10. The charge-sheet contains the transcript of the conversation between the informant and the Petitioner No.1. The transcript in respect of the conversation of 4th May 2012 clearly mentions that the Petitioner No.1 had told the informant that they would pay upto rupees twenty to the informant. The Petitioner No.1 added that he was referring Rs.20,000/- (Rupees Twenty Thousand). He said that they were giving that amount on their own. Further conversation mentions that he was paying money to the extent that the informant would not be disappointed.
11. The trap-panchnama itself records as to how the Petitioners had entered the informant’s office and as to how, the money was kept on the table to pay it as bribe. It also records the numbers on the currency-notes as mentioned earlier. The conversation during that trap between the informant and the Petitioner No.1 was also recorded in the recorder. It is clearly mentioned by the Petitioner No.1 that it was the amount of Rs.10,000/- (Rupees Ten Thousand). The photocopies of the currency-notes also form part of the chargesheet. There was voice sample recording panchnama. There are statements of the members of the raiding party who have narrated the entire incident of trap. There are panchnamas. In short, there is overwhelming evidence against the Petitioners which the prosecution can prove during the trial. Just because the Complainant is not available anymore, that does not mean the prosecution does not have any other witnesses to prove their case. There are raiding party members, there are panchas, there is a transcript of the conversation showing offer to pay bribe, there is a recovery of currency notes. All these circumstances and the oral evidence can be proved through different witnesses. Therefore, there is no force in the submission that since the Complainant has passed away, the offence cannot be proved.
12. As far as the submission that, the currency notes were not available during the trial, is concerned; learned APP has produced the order passed in the case as mentioned earlier. We are satisfied that the currency-notes were deposited with the Reserve Bank of India as submitted by learned APP. The photocopies of the currency-notes are already part of the charge-sheet and therefore, it is not difficult to prove the numbers on the currency-notes which can be found from the photocopies.

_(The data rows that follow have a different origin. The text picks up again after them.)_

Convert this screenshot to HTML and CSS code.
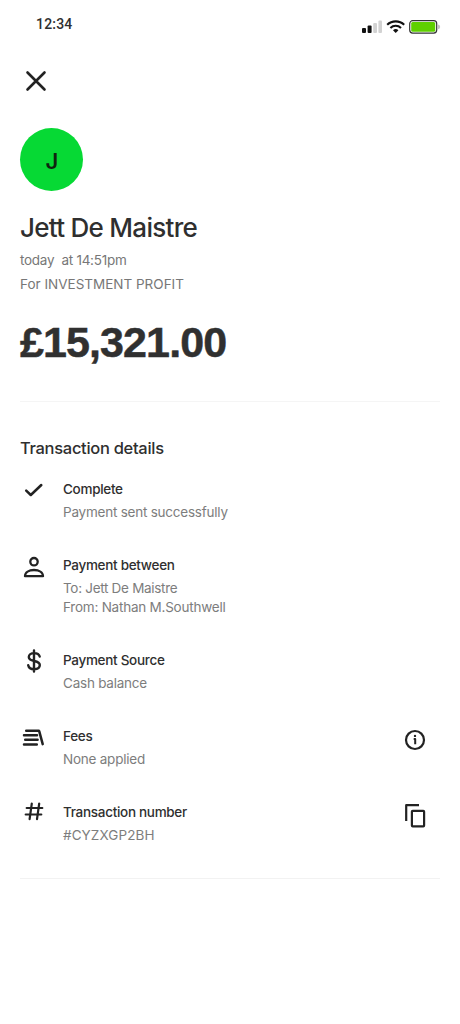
FILE: index.html
```html
<!DOCTYPE html>
<html lang="en">
<head>
<meta charset="utf-8">
<title>Transaction</title>
<link rel="stylesheet" href="styles.css">
</head>
<body>
<header class="status">
  <span class="time">12:34</span>
  <svg class="indicators" width="80" height="16" viewBox="0 0 80 16">
    <g fill="#111"><rect x="1" y="9" width="4" height="5" rx="1"/><rect x="6.6" y="6.4" width="4" height="7.6" rx="1"/></g>
    <g fill="#d2d2d2"><rect x="12.2" y="4" width="3.8" height="10" rx="1"/><rect x="17.4" y="1.5" width="3.6" height="12.5" rx="1"/></g>
    <g fill="none" stroke="#111" stroke-width="2.1"><path d="M26.2 5.8a12.3 12.3 0 0 1 17 0"/><path d="M29.4 8.9a7.7 7.7 0 0 1 10.6 0"/></g>
    <path d="M34.7 14l-2.7-2.7a4 4 0 0 1 5.4 0z" fill="#111"/>
    <rect x="48.7" y="1.7" width="27" height="12.4" rx="3" fill="#fff" stroke="#333" stroke-width="1.2"/>
    <rect x="50.2" y="3.1" width="24" height="9.6" rx="1.5" fill="#5fd000"/>
    <path d="M77 5.5q2.2.4 2.2 2.4t-2.2 2.4z" fill="#c4c4c4"/>
  </svg>
</header>
<main class="page">
  <svg class="close" width="24" height="24" viewBox="0 0 24 24"><path d="M3.500 3.500l17 17M20.500 3.500l-17 17"/></svg>
  <div class="avatar">J</div>
  <h1 class="name">Jett De Maistre</h1>
  <p class="meta date">today&nbsp; at 14:51pm</p>
  <p class="meta purpose">For INVESTMENT PROFIT</p>
  <p class="amount">£15,321.00</p>
  <section class="details">
    <h2 class="heading">Transaction details</h2>
    <div class="row">
      <svg class="icon" width="26" height="26" viewBox="0 0 26 26"><path d="M5.200 12.600l4.600 4.400L20.300 7" stroke-width="2.500"/></svg>
      <div class="text"><h3 class="title">Complete</h3><p class="desc">Payment sent successfully</p></div>
    </div>
    <div class="row">
      <svg class="icon" width="26" height="26" viewBox="0 0 26 26"><circle cx="13" cy="7.700" r="3.700"/><path d="M4 22.200c0-4 4-6.200 9-6.200s9 2.200 9 6.200z"/></svg>
      <div class="text"><h3 class="title">Payment between</h3><p class="desc payee">To: Jett De Maistre</p><p class="desc">From: Nathan M.Southwell</p></div>
    </div>
    <div class="row">
      <svg class="icon" width="26" height="26" viewBox="0 0 26 26"><path d="M13 1.500v21M18.700 7.500c-.6-2.300-2.600-3.400-5.500-3.400-3.200 0-5.400 1.400-5.400 3.900 0 2.700 2.600 3.400 5.300 4 3.100.6 5.700 1.300 5.700 4.100 0 2.600-2.400 4.100-5.600 4.100-3.200 0-5.500-1.500-6-4" stroke-width="2.400"/></svg>
      <div class="text"><h3 class="title">Payment Source</h3><p class="desc">Cash balance</p></div>
    </div>
    <div class="row">
      <svg class="icon" width="26" height="26" viewBox="0 0 26 26"><path d="M5.200 5.700h12.600M3 10.200h13M4.200 14.800h12.400M3 19.400h12.800M18.200 6.200l3.500 12.900" stroke-width="2.500"/></svg>
      <div class="text"><h3 class="title">Fees</h3><p class="desc">None applied</p></div>
      <svg class="action info" width="24" height="24" viewBox="0 0 24 24"><circle cx="12" cy="12" r="9"/><path d="M10.700 11h1.500v5.200" stroke-width="2"/><circle class="dot" cx="12" cy="7.900" r="1.200"/></svg>
    </div>
    <div class="row">
      <svg class="icon" width="26" height="26" viewBox="0 0 26 26"><path d="M10.800 2.500l-2.200 15.600M18.200 2.500L16 18.100M5.700 7h15.600M4.700 13.500h15.600" stroke-width="2.200"/></svg>
      <div class="text"><h3 class="title">Transaction number</h3><p class="desc code">#CYZXGP2BH</p></div>
      <svg class="action copy" width="24" height="26" viewBox="0 0 24 26"><path d="M3.200 18V2.200H16"/><rect x="8.900" y="7.800" width="12.200" height="15.500" rx=".8"/></svg>
    </div>
  </section>
</main>
</body>
</html>
```
FILE: styles.css
```css
* { box-sizing: border-box; margin: 0; padding: 0; }
body {
  height: 1024px;
  background: #fff;
  color: #2f2f2f;
  font-family: Inter, "Liberation Sans", sans-serif;
  font-size: 14px;
  font-weight: 500;
}
h1, h2, h3 { white-space: nowrap; }
svg { display: block; flex: none; fill: none; }
.status { display: flex; justify-content: space-between; height: 60px; padding: 14px 19px 0 36px; }
.time { font-family: Roboto, sans-serif; font-size: 14px; line-height: 20px; letter-spacing: .2px; }
.indicators { margin-top: 5px; }
.page { padding: 9px 20px 0; }
.close { margin-left: 4px; stroke: #222; stroke-width: 2.6; stroke-linecap: round; }
.avatar {
  display: flex; align-items: center; justify-content: center;
  width: 63px; height: 63px; margin-top: 35px; padding: 3px 0 0 1px;
  border-radius: 50%; background: #06d934; color: #10240f;
  font-size: 22px; font-weight: 600;
}
.name { margin-top: 20px; font-size: 26px; line-height: 34px; font-weight: 550; letter-spacing: -.72px; }
.meta { font-size: 13.5px; font-weight: 400; line-height: 24px; color: #777; white-space: nowrap; }
.date { margin-top: 3px; letter-spacing: -.26px; }
.amount { margin-top: 21px; font-family: "Liberation Sans", Arial, sans-serif; font-size: 43px; line-height: 50px; font-weight: 700; letter-spacing: -.9px; color: #303030; -webkit-text-stroke: .5px #303030; }
.details { margin-top: 34px; padding-top: 34px; padding-bottom: 33px; border-top: 1px solid #f5f5f5; border-bottom: 1px solid #f2f2f2; }
.heading { font-size: 16.5px; font-weight: 550; line-height: 24px; margin-bottom: 19px; letter-spacing: -.3px; }
.row { display: flex; margin-bottom: 33px; }
.row:last-child { margin-bottom: 0; }
.icon { margin: -1.5px 17px 0 1px; stroke: #222; stroke-width: 2.3; stroke-linecap: round; stroke-linejoin: round; }
.text { flex: 1; margin-left: -1px; }
.title { font-size: 13.5px; font-weight: 550; line-height: 20px; margin-bottom: 4px; letter-spacing: -.3px; }
.desc { font-size: 13.5px; font-weight: 400; line-height: 19px; color: #7d7d7d; letter-spacing: -.23px; white-space: nowrap; }
.payee { letter-spacing: -.3px; }
.code { letter-spacing: .1px; }
.action { stroke: #222; stroke-width: 2.2; stroke-linejoin: round; }
.action .dot { fill: #222; stroke: none; }
.info { margin: 1.5px 13.5px 0 0; }
.copy { margin: 1px 13px 0 0; }
```
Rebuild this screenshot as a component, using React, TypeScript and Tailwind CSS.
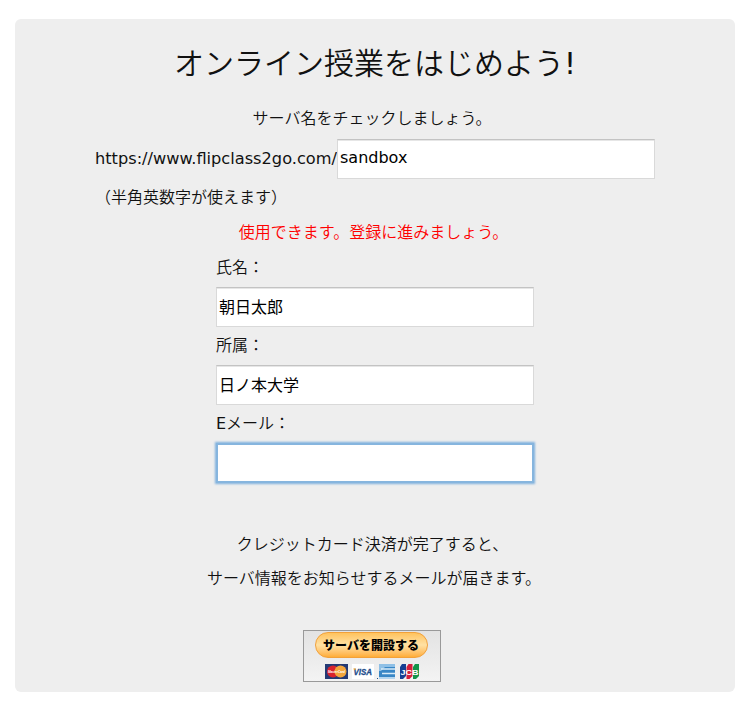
import React from 'react';

interface TextFieldProps {
  value?: string;
  focused?: boolean;
}

const TextField: React.FC<TextFieldProps> = ({ value = '', focused = false }) => {
  return (
    <input
      type="text"
      defaultValue={value}
      className={
        focused
          ? 'block w-[318px] h-10 bg-white border-2 border-[#86b5de] px-px text-black outline-none shadow-[0_0_2px_1px_#7fb0dd]'
          : 'block w-[318px] h-10 bg-white border border-[#d9d9d9] border-t-[#c3c3c3] px-0.5 pb-[3px] font-normal text-black outline-none shadow-[inset_0_1px_0_#e6e6e6]'
      }
    />
  );
};

const CardLogos: React.FC = () => {
  return (
    <div className="flex items-center h-[15px] gap-[3px] ml-0.5">
      <svg width="24" height="15" viewBox="0 0 24 15">
        <rect width="23" height="15" fill="#243a75" />
        <circle cx="8" cy="7.5" r="6" fill="#d9232e" />
        <circle cx="15.5" cy="7.5" r="6" fill="#f4a63c" />
        <text x="3" y="9" fontSize="4" fontWeight="bold" fontStyle="italic" fill="#fff" textLength="17" lengthAdjust="spacingAndGlyphs" fontFamily="Liberation Sans, sans-serif">MasterCard</text>
      </svg>
      <svg width="22" height="15" viewBox="0 0 22 15">
        <rect width="22" height="15" fill="#fff" />
        <text x="1.5" y="11" fontSize="9" fontWeight="bold" fontStyle="italic" fill="#1d4d8c" stroke="#1d4d8c" strokeWidth="0.3" textLength="18.5" lengthAdjust="spacingAndGlyphs" fontFamily="Liberation Sans, sans-serif">VISA</text>
        <path d="M1.2 4.6h3l-1.4 2z" fill="#f0a431" />
      </svg>
      <svg width="19" height="15" viewBox="0 0 19 15">
        <rect x="2" width="16" height="15" fill="#3987c6" />
        <path d="M2 0h16v3H8L4 7H2z" fill="#8fc0e6" />
        <path d="M4 5h14M5 9.5h13" stroke="#d9ecf8" strokeWidth="1.4" />
        <path d="M2 13h16v2H2z" fill="#b5d6ef" />
        <path d="M0 14h1v1H0z" fill="#1d4d8c" />
      </svg>
      <svg width="21" height="15" viewBox="0 0 21 15">
        <path d="M3 0h4v12l-3 3H1V3z" fill="#173f92" />
        <path d="M9.5 0h4v12l-3 3h-3V3z" fill="#d51f3c" />
        <path d="M16 0h4v12l-3 3h-3V3z" fill="#16944a" />
        <text x="1.5" y="10.5" fontSize="8" fontWeight="bold" fill="#fff" textLength="18" lengthAdjust="spacingAndGlyphs" fontFamily="Liberation Sans, sans-serif">JCB</text>
      </svg>
    </div>
  );
};

export default function App() {
  return (
    <div className="w-[750px] h-[711px] bg-white px-[15px] pt-[19px] font-['DejaVu_Sans','Noto_Sans_CJK_JP',sans-serif] text-base text-[#111] font-[350]">
      <main className="h-[673px] rounded-md bg-[#eee] pt-[22px]">
        <h1 className="h-[46px] leading-[46px] text-[30px] text-center">
          オンライン授業をはじめよう<span className="font-normal">!</span>
        </h1>
        <p className="mt-3.5 h-[38px] leading-[36px] text-center pr-1.5">サーバ名をチェックしましょう。</p>

        <div className="flex items-center pl-20">
          <span className="w-[242px] whitespace-nowrap text-[16.2px] font-normal">https://www.flipclass2go.com/</span>
          <TextField value="sandbox" />
        </div>
        <p className="h-9 leading-[38px] pl-20">（半角英数字が使えます）</p>
        <p className="h-[34px] leading-[36px] text-center pr-[3px] text-[#f00]">使用できます。登録に進みましょう。</p>

        <div className="pl-[201px]">
          <label className="block h-[38px] leading-[38px]">氏名：</label>
          <TextField value="朝日太郎" />
          <label className="block h-[38px] leading-[38px]">所属：</label>
          <TextField value="日ノ本大学" />
          <label className="block h-[38px] leading-[38px]"><span className="font-normal">E</span>メール：</label>
          <TextField focused />
        </div>

        <div className="mt-[45px] leading-[34px] text-center">
          <p className="pr-[5px]">クレジットカード決済が完了すると、</p>
          <p className="pr-0.5">サーバ情報をお知らせするメールが届きます。</p>
        </div>

        <button className="mt-[34px] ml-[288px] flex flex-col items-center w-[138px] h-[52px] border border-[#999] bg-linear-to-b from-[#e3e3e3] to-[#f3f3f3] pt-px pr-0.5">
          <span className="w-[113px] h-[26px] mb-1.5 rounded-full border border-[#f2a13a] bg-linear-to-b from-[#ffc35c] via-[#ffe1a3] to-[#ffad36] text-xs leading-[27px] font-black text-black whitespace-nowrap">サーバを開設する</span>
          <CardLogos />
        </button>
      </main>
    </div>
  );
}
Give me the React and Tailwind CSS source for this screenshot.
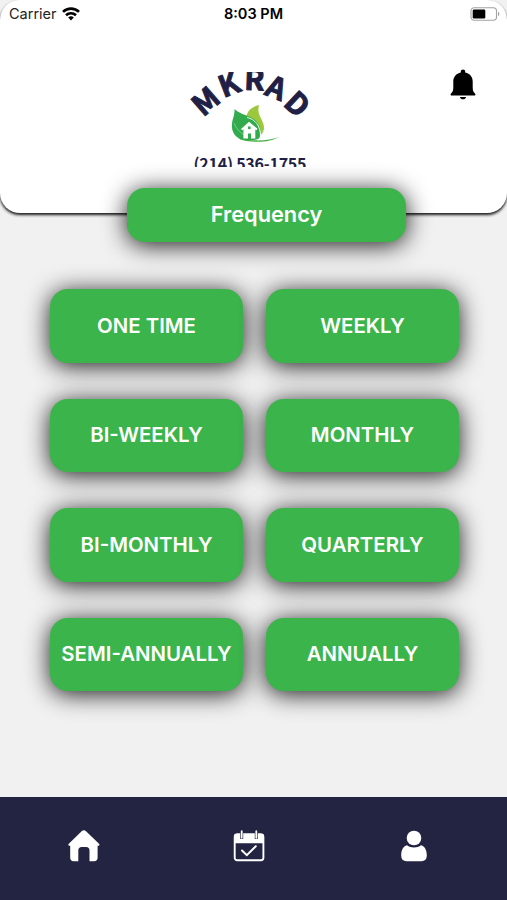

13. Other submission of learned counsel was regarding Section 12 of the PC Act. The Section 12 as it stood at the time of the offence reads thus:- “12. Punishment for abetment of offences defined in section 7 or 11 – Whoever abets any offence punishable under section 7 or section 11 whether or not that offence is committed in consequence of that abetment, shall be punishable with imprisonment for a term which shall not be less than three years but which may extend to seven years and shall also be liable to fine.” In this case, clearly the Petitioner No.1 had attempted to give bribe to the informant. The Petitioner No.2 has actively participated during the trap in keeping the envelope on the table. It would squarely fall within the meaning of Section 12. The informant on his part did not want to accept any bribe and therefore, as far as the Petitioners are concerned, their act squarely falls within the meaning of Section 12 of the PC Act. The public servant in this case i.e. the First-Informant had refused to accept the bribe. In these circumstances, there is nothing wrong in prosecuting the Petitioners under Section 12 of the PC Act. It does not depend on ingredients of Section 11 of the Prevention of Corruption Act; because Section 12 itself clarifies that offence under Section 12 is complete whether the offence referred to in Section 12 i.e. Section 7 or Section 11 is actually completed or not.
14. The prosecution needs to be given full opportunity to lead evidence in this case. The proceedings cannot be quashed at this stage at all.
15. In view of this discussion, we do not find any merit in the Petition and the Petition is accordingly dismissed. (S.M.MODAK, J.) (SARANG V. KOTWAL, J.)